Telangana High Court closes 21 PILs with dip in Covid cases

Update: 2021-01-21 23:52 IST

Telangana High Court

Hyderabad: In a major relief to the Telangana State government, the division bench comprising Chief Justice Hima Kohli and Justice Bollam Vijaysen Reddy on Thursday closed a batch of 21 Public Interest Litigations out of 24 filed, seeking a series of directions to the State government to take measures to contain rampant spread of Covid-19 in the State.

Keeping aside three PILs out of 24, the CJ bench closed the PILs in view of rollout of vaccine for Covid-19 and a drastic decrease in positive cases across the State. However, the court hinted that it would monitor further efforts of the government in containing Covid-19 spread, number of tests conducted etc.

When one of the counsels, Chikkudu Prabhakar, tried to intervene and informed the court that the State government had not conducted 50,000 tests a day as directed by the High Court, Chief Justice Hima Kohli came down heavily on him and said that a PIL should not be converted into adversarial litigation. "Rather, this batch of PILs is filed to ensure that the State is doing its best to tackle this pandemic and at the end of the day, we are convinced that the situation is under control," she said.

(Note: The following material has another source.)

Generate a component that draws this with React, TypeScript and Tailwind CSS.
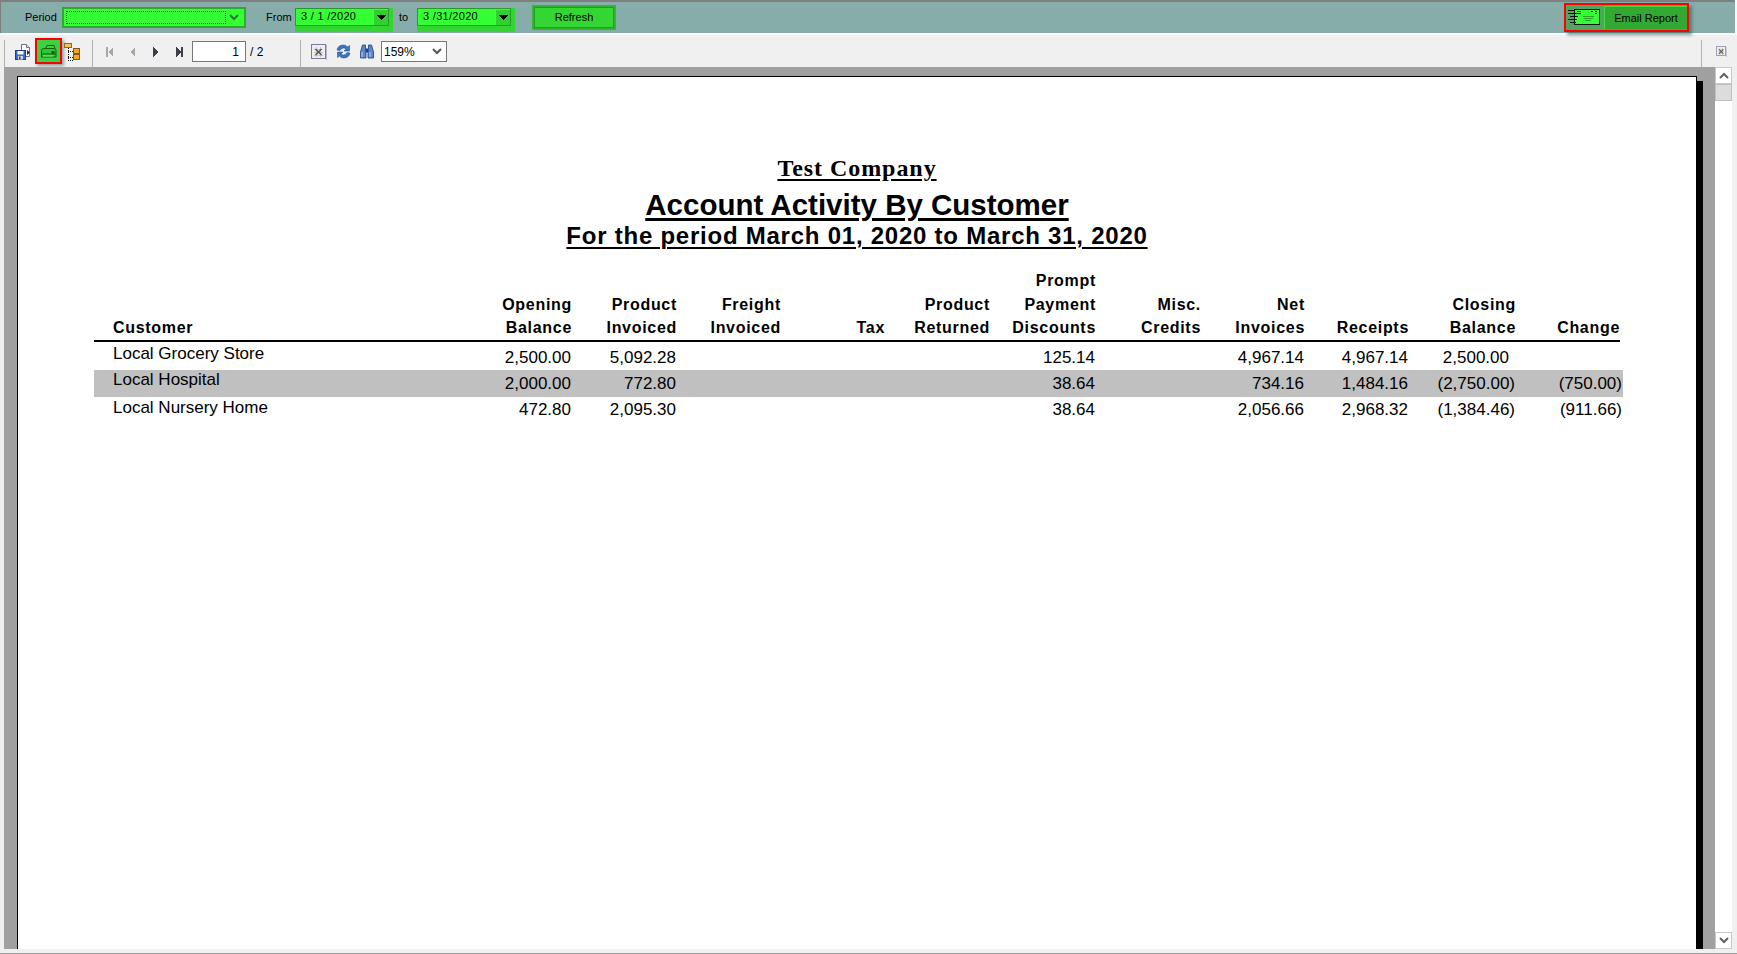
import React from 'react';

const cols = 'grid grid-cols-[373px_105px_105px_104px_104px_105px_106px_105px_104px_104px_107px_107px]';

const headers = [
  ['', '', 'Customer'],
  ['', 'Opening', 'Balance'],
  ['', 'Product', 'Invoiced'],
  ['', 'Freight', 'Invoiced'],
  ['', '', 'Tax'],
  ['', 'Product', 'Returned'],
  ['Prompt', 'Payment', 'Discounts'],
  ['', 'Misc.', 'Credits'],
  ['', 'Net', 'Invoices'],
  ['', '', 'Receipts'],
  ['', 'Closing', 'Balance'],
  ['', '', 'Change'],
];

const rows = [
  { name: 'Local Grocery Store', cells: ['2,500.00', '5,092.28', '', '', '', '125.14', '', '4,967.14', '4,967.14', '2,500.00', ''], h: 'h-[28px]', nameTop: 'pt-[1px]', valTop: 'pt-[5px]', band: false },
  { name: 'Local Hospital', cells: ['2,000.00', '772.80', '', '', '', '38.64', '', '734.16', '1,484.16', '(2,750.00)', '(750.00)'], h: 'h-[27px]', nameTop: '-mt-[1px]', valTop: 'pt-[3px]', band: true },
  { name: 'Local Nursery Home', cells: ['472.80', '2,095.30', '', '', '', '38.64', '', '2,056.66', '2,968.32', '(1,384.46)', '(911.66)'], h: 'h-[27px]', nameTop: 'pt-[0px]', valTop: 'pt-[2px]', band: false },
];

const NavIcon = ({ dir, bar, dark }: { dir: 'l' | 'r'; bar?: boolean; dark?: boolean }) => {
  const fill = dark ? '#3c3f4a' : '#a4a8ad';
  return (
    <svg width="9" height="10" viewBox="0 0 9 10" shapeRendering="crispEdges">
      {dir === 'l' ? (
        <>
          <path d="M7 0v10L2 5z" fill={fill} />
          {bar && <rect x="0" y="0" width="2" height="10" fill={fill} />}
        </>
      ) : (
        <>
          <path d="M2 0v10l5-5z" fill={fill} />
          {bar && <rect x="7" y="0" width="2" height="10" fill={fill} />}
        </>
      )}
    </svg>
  );
};

const SaveIcon = () => (
  <svg width="16" height="17" viewBox="0 0 16 17">
    <path d="M6.500 1.500h5l3 3v9h-8z" fill="#fff" stroke="#6b7480" />
    <path d="M11.500 1.500v3h3" fill="#dfe4ea" stroke="#6b7480" />
    <path d="M12 7l3 2.500-3 2.500z" fill="#1d2b55" />
    <rect x="0.500" y="7.500" width="10" height="9" fill="#3d6cc0" stroke="#1f3c80" />
    <rect x="2.500" y="8" width="6" height="3.500" fill="#f4f6fa" />
    <rect x="3" y="13" width="5" height="3.500" fill="#cfd8e8" />
    <rect x="4" y="13.500" width="1.500" height="2.500" fill="#1f3c80" />
  </svg>
);

const PrintIcon = () => (
  <svg width="17" height="13" viewBox="0 0 17 13">
    <path d="M5.500 3.500l1.500-3h7l1 3" fill="#35d835" stroke="#0d5f14" />
    <path d="M1.500 5.500q0-2 2-2h10.500q2 0 2 2v6.500h-14.500z" fill="#2fc92f" stroke="#0d5f14" />
    <path d="M1.500 9h14.500" stroke="#0d5f14" />
    <rect x="11.500" y="6" width="3" height="3" fill="#0d5f14" />
    <path d="M3 11h10" stroke="#7df07d" />
  </svg>
);

const TreeIcon = () => (
  <svg width="16" height="18" viewBox="0 0 16 18" shapeRendering="crispEdges">
    <path d="M4 5v12M4 8h5M4 14h5M4 17h5" stroke="#111" strokeDasharray="1 1" fill="none" />
    <rect x="0.500" y="0.500" width="7" height="4" fill="#f6c056" stroke="#8a6a1c" />
    <rect x="9.500" y="5.500" width="6" height="5" fill="#f5a623" stroke="#7f5a10" />
    <rect x="9.500" y="11.500" width="6" height="5" fill="#f5a623" stroke="#7f5a10" />
  </svg>
);

const ExportIcon = ({ size = 16 }: { size?: number }) => (
  <svg width={size} height={size} viewBox="0 0 16 16" shapeRendering="crispEdges">
    <rect x="0.500" y="0.500" width="14" height="14" fill="#eeeef2" stroke="#7a7a9e" />
    <path d="M15.500 1v15H1" stroke="#b5b5c8" fill="none" />
    <path d="M3 5.500h9M3 8.500h9M3 11.500h9M5.500 3v10M9.500 3v10" stroke="#c4c4c4" fill="none" />
    <path d="M4.500 5l6 6M10.500 5l-6 6" stroke="#555" strokeWidth="1.500" shapeRendering="auto" />
  </svg>
);

const RefreshIcon = () => (
  <svg width="15" height="15" viewBox="0 0 15 15">
    <path d="M1 6q1-5 6.500-5 3 0 4 2l2-1.500V7H8l1.800-1.800Q9 4 7.500 4 5 4 4 6.500z" fill="#3a74c4" stroke="#1c4590" strokeWidth=".5" />
    <path d="M14 9q-1 5-6.500 5-3 0-4-2l-2 1.500V8H7L5.200 9.800Q6 11 7.500 11 10 11 11 8.500z" fill="#3a74c4" stroke="#1c4590" strokeWidth=".5" />
  </svg>
);

const BinocularsIcon = () => (
  <svg width="14" height="15" viewBox="0 0 14 15">
    <path d="M2.500 1h3v4l.5 1v8H.5V8z" fill="#5a86cc" stroke="#1c3f85" strokeWidth=".8" />
    <path d="M11.500 1h-3v4l-.5 1v8h5.500V8z" fill="#5a86cc" stroke="#1c3f85" strokeWidth=".8" />
    <rect x="5.800" y="4.500" width="2.400" height="4" fill="#1c3f85" />
    <path d="M2 8v5M10 8v5" stroke="#c4d6f2" />
  </svg>
);

const MailIcon = () => (
  <svg width="33" height="17" viewBox="0 0 33 17" shapeRendering="crispEdges">
    <rect x="6.500" y="0.500" width="25" height="15" fill="#33ff33" stroke="#111" />
    <path d="M0 1h7M0 4h13M2 7h8M0 10h9M2 13h6" stroke="#111" />
    <path d="M9 2h4" stroke="#1a6f1a" />
    <path d="M23 2h2M27 2h2M27 4h2" stroke="#111" />
    <path d="M15 7h11M16 9h9M17 11h6" stroke="#2aa52a" />
  </svg>
);

const Caret = () => (
  <svg width="9" height="5" viewBox="0 0 9 5" shapeRendering="crispEdges">
    <path d="M0 0h9L4.500 5z" fill="#000" />
  </svg>
);

const Chevron = ({ color, up }: { color: string; up?: boolean }) => (
  <svg width="10" height="7" viewBox="0 0 10 7">
    <path d={up ? 'M1 6l4-4 4 4' : 'M1 1l4 4 4-4'} fill="none" stroke={color} strokeWidth="2" />
  </svg>
);

const DateBox = ({ value, w }: { value: string; w: string }) => (
  <div className={`${w} h-[24px] self-start mt-[4px] bg-[#33d433] pr-[4px] pb-[6px]`}>
    <div className="h-full flex items-center border border-[#2a9a2a] bg-[#33ff33] pl-[5px]">
      <span className="text-[11px] tracking-[0.3px] text-black flex-1 whitespace-pre">{value}</span>
      <div className="w-[15px] h-full flex items-center justify-center bg-[#2fd02f] border-l border-t border-[#63e463] border-r-[#1f7f1f]">
        <Caret />
      </div>
    </div>
  </div>
);

const App: React.FC = () => {
  return (
    <div className="w-[1737px] h-[954px] overflow-hidden bg-[#f0f0f0] flex flex-col font-['Liberation_Sans',Arial,sans-serif] text-black">
      {/* filter bar */}
      <div className="h-[35px] bg-white pr-[2px] pb-[2px] shrink-0">
        <div className="h-full flex items-center bg-[#87adab] border-t-2 border-l border-[#7f7f7f] pl-[24px] pr-[46px]">
          <span className="w-[32px] text-[11px]">Period</span>
          <div className="ml-[5px] w-[184px] h-[21px] flex items-center border-2 border-[#2eaa2e] bg-[#33ff33] p-[2px]">
            <div className="flex-1 h-full border border-dotted border-[#0a3a0a]" />
            <div className="w-[16px] flex justify-center"><Chevron color="#1f7a3a" /></div>
          </div>
          <span className="ml-[20px] w-[23px] text-[11px]">From</span>
          <div className="ml-[6px] flex"><DateBox value="3 / 1 /2020" w="w-[98px]" /></div>
          <span className="ml-[6px] w-[12px] text-[11px]">to</span>
          <div className="ml-[6px] flex"><DateBox value="3 /31/2020" w="w-[98px]" /></div>
          <button className="ml-[17px] w-[84px] h-[25px] border border-[#3cb043] bg-[#2fb32f] p-[1px]">
            <div className="h-full flex items-center justify-center bg-[#33d633] border border-[#239c23] text-[11px]">Refresh</div>
          </button>
          <div className="ml-auto flex items-center h-[29px] w-[125px] border-2 border-[#ff0000] bg-[#4fa55f] shadow-[3px_3px_3px_rgba(50,90,80,0.6)]">
            <div className="w-[38px] flex justify-end pr-[3px]"><MailIcon /></div>
            <div className="w-[83px] h-[23px] flex items-center justify-center bg-[#33a933] border-t border-l border-[#46d646] border-b-[#1e7f1e] border-r-[#1e7f1e] text-[11px]">
              Email Report
            </div>
          </div>
        </div>
      </div>

      {/* viewer toolbar */}
      <div className="h-[32px] shrink-0 flex items-center pl-[4px] pr-[10px] text-[11px]">
        <div className="h-[27px] mt-[4px] border-l border-[#b0b0b0]" />
        <div className="ml-[10px] w-[16px] mt-[1px]"><SaveIcon /></div>
        <div className="ml-[4px] w-[27px] h-[26px] flex items-center justify-center border-2 border-[#ff0000] bg-[#3ecf45] shadow-[2px_2px_3px_rgba(0,0,0,0.35)]">
          <PrintIcon />
        </div>
        <div className="ml-[2px] w-[16px] mt-[1px]"><TreeIcon /></div>
        <div className="ml-[12px] h-[27px] mt-[4px] border-l border-[#b0b0b0]" />
        <div className="ml-[13px] w-[9px] mt-[1px] flex"><NavIcon dir="l" bar /></div>
        <div className="ml-[13px] w-[9px] mt-[1px] flex"><NavIcon dir="l" /></div>
        <div className="ml-[14px] w-[9px] mt-[1px] flex"><NavIcon dir="r" dark /></div>
        <div className="ml-[14px] w-[9px] mt-[1px] flex"><NavIcon dir="r" bar dark /></div>
        <div className="ml-[9px] w-[54px] h-[21px] mt-[1px] flex items-center justify-end bg-white border border-[#767676] pr-[6px] text-[12px]">1</div>
        <span className="ml-[4px] w-[50px] mt-[1px] text-[12px]">/ 2</span>
        <div className="h-[27px] mt-[4px] border-l border-[#b0b0b0]" />
        <div className="ml-[10px] mt-[1px]"><ExportIcon /></div>
        <div className="ml-[9px] mt-[1px]"><RefreshIcon /></div>
        <div className="ml-[9px] mt-[1px]"><BinocularsIcon /></div>
        <div className="ml-[7px] w-[66px] h-[21px] mt-[1px] flex items-center bg-white border border-[#767676] pl-[2px] pr-[4px] text-[12px]">
          <span className="flex-1">159%</span>
          <Chevron color="#555" />
        </div>
        <div className="ml-auto h-[27px] mt-[4px] border-l border-[#b0b0b0]" />
        <div className="ml-[14px] w-[11px] mt-[1px]"><ExportIcon size={11} /></div>
      </div>

      {/* report area */}
      <div className="flex-1 min-h-0 flex pl-[4px] pr-[5px] overflow-hidden">
        <div className="flex-1 min-w-0 bg-[#a0a0a0] pl-[13px] pr-[12px] pt-[9px] flex overflow-hidden">
          <div className="flex-1 flex items-stretch">
            <div className="flex-1 bg-white border-t border-l border-r border-black h-[1200px] text-black">
              <div className="flex flex-col items-center pt-[77px]">
                <div className="font-['Liberation_Serif',serif] font-bold text-[24px] tracking-[0.95px] leading-[28px] underline underline-offset-[3px] decoration-2">Test Company</div>
                <div className="font-bold text-[29.500px] leading-[34px] mt-[6px] underline underline-offset-[3px] decoration-[3px]">Account Activity By Customer</div>
                <div className="font-bold text-[24px] tracking-[0.76px] leading-[28px] underline underline-offset-[3px] decoration-2">For the period March 01, 2020 to March 31, 2020</div>
              </div>
              <div className="ml-[76px] mt-[19px] w-[1529px]">
                <div className={`${cols} w-[1526px] border-b-2 border-black font-bold text-[16px] tracking-[0.7px] leading-[23.500px]`}>
                  {headers.map((h, i) => (
                    <div key={i} className={i === 0 ? 'pl-[19px]' : i === 11 ? 'text-right pr-[3px]' : 'text-right'}>
                      {h.map((line, j) => <div key={j} className="h-[23.500px]">{line}</div>)}
                    </div>
                  ))}
                </div>
                {rows.map(r => (
                  <div key={r.name} className={`${cols} ${r.h} text-[17px] leading-[22px] ${r.band ? 'bg-[#c0c0c0]' : ''}`}>
                    <div className={`pl-[19px] ${r.nameTop}`}>{r.name}</div>
                    {r.cells.map((c, i) => (
                      <div key={i} className={`text-right ${r.valTop} ${c === '2,500.00' && i === 9 ? 'pr-[7px]' : 'pr-[1px]'}`}>{c}</div>
                    ))}
                  </div>
                ))}
              </div>
            </div>
            <div className="w-[6px] bg-black mt-[5px]" />
          </div>
        </div>
        {/* scrollbar */}
        <div className="w-[17px] shrink-0 bg-white flex flex-col">
          <div className="h-[17px] flex items-center justify-center border border-[#c8c8c8]"><Chevron color="#606060" up /></div>
          <div className="h-[17px] bg-[#dcdcdc] border border-[#c0c0c0]" />
          <div className="flex-1" />
          <div className="h-[17px] flex items-center justify-center border border-[#c8c8c8]"><Chevron color="#606060" /></div>
        </div>
      </div>
      <div className="h-[5px] shrink-0 bg-[#f0f0f0] border-b border-[#a0a0a0]" />
    </div>
  );
};

export default App;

The court kept three PILs open which deal with private hospitals maintain transparency during treatment and billing, to reserve 50% of beds for the poor Covid-19 patients and to upgrade infrastructure in all PHCs and appoint staff.

The Chief Justice stated that to further monitor the steps of the State government in curtailing further spread of Covid-19, it directed the State government to file an affidavit. Court said the statement should contain number of Covid-19 tests that would be conducted between January 25 and February 1 indicating district-wise tests and RTPCR tests conducted with break up, the total number of Sero Surveillance conducted since June 2020 till date and turnaround time for receiving the reports of the RTPCR and feedback received.

Chief Justice Kohli further directed the Advocate General Banda Shivananda Prasad to give a ground report on the second strain of Covid-19 brought by the travelers from the UK. Advocate General informed the bench that four new strains were found and all the carriers of this new strain were identified, isolated and treated. The court directed the State government to file a report on the directions cited on or before February 19, and adjourned the matter to January 25 for further hearing.